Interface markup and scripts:
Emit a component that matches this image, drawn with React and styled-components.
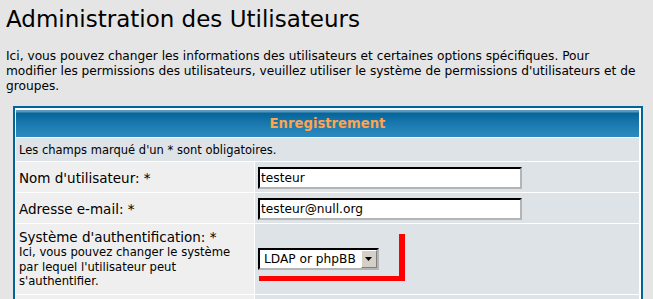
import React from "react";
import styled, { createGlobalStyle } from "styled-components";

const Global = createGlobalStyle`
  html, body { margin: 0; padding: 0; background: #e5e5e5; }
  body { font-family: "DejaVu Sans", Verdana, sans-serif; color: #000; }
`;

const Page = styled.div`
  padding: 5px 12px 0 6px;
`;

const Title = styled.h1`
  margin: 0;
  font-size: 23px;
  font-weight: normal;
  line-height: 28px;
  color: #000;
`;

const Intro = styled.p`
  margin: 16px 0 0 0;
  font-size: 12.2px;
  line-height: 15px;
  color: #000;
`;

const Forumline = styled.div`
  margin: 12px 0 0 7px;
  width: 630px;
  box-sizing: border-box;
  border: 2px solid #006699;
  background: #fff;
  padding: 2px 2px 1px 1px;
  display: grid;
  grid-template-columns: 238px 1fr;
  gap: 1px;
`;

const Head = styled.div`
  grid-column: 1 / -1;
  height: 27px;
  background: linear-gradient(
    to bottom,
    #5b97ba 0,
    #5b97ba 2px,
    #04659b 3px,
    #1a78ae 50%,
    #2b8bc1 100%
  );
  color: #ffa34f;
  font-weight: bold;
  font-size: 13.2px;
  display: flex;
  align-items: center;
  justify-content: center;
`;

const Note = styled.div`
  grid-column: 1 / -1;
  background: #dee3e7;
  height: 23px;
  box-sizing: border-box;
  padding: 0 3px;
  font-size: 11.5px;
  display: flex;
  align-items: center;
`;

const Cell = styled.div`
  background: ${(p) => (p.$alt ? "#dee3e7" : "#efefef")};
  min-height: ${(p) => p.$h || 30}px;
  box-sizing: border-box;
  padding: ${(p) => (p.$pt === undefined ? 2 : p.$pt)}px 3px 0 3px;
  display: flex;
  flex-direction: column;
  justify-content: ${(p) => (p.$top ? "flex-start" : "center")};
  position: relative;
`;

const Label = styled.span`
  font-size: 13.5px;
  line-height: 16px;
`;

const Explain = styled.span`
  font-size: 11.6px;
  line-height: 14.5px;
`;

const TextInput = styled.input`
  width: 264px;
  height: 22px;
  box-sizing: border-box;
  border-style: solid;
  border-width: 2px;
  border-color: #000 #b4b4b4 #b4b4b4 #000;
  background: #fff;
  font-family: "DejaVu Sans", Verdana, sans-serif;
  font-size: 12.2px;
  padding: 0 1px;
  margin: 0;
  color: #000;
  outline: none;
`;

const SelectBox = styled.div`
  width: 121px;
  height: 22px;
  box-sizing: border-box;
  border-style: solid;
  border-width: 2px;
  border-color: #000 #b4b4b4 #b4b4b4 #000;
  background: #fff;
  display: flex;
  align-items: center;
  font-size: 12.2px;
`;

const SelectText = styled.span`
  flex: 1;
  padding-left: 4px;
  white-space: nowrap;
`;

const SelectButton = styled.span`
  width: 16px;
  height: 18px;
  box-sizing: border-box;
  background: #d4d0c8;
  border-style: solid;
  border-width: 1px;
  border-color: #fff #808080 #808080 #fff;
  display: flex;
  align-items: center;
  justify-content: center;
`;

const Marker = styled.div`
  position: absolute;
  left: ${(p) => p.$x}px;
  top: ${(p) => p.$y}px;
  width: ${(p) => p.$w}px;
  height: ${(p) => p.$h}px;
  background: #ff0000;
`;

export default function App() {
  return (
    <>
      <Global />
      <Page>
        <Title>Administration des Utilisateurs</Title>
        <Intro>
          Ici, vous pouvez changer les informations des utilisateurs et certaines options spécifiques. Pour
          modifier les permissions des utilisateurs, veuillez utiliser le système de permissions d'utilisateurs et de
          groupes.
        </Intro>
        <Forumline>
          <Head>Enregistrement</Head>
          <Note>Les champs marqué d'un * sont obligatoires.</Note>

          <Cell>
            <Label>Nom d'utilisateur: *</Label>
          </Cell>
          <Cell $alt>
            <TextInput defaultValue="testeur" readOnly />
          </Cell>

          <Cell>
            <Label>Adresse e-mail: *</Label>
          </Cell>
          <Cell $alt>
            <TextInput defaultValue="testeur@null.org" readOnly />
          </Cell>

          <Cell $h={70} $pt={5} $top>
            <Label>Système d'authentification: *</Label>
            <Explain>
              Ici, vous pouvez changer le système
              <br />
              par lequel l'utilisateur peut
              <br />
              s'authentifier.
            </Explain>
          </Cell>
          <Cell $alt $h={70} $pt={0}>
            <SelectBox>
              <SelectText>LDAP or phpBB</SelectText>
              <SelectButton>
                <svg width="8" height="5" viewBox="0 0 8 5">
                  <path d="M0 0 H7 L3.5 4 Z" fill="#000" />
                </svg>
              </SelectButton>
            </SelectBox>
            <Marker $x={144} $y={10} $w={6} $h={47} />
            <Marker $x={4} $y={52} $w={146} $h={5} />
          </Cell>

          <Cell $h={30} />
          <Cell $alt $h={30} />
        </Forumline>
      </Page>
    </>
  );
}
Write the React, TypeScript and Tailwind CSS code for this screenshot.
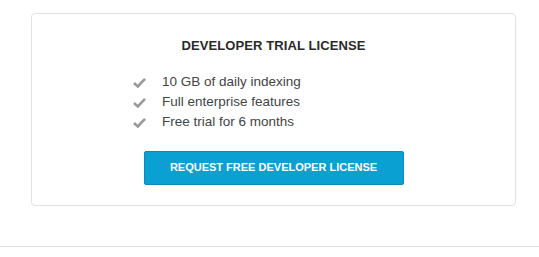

• _AIM_: Gather all lines with the string "this" from the data.

• _EXERCISE OUTPUT_:
Emit a component that matches this image, drawn with React and styled-components.
Write the React, TypeScript and Tailwind CSS code for this screenshot.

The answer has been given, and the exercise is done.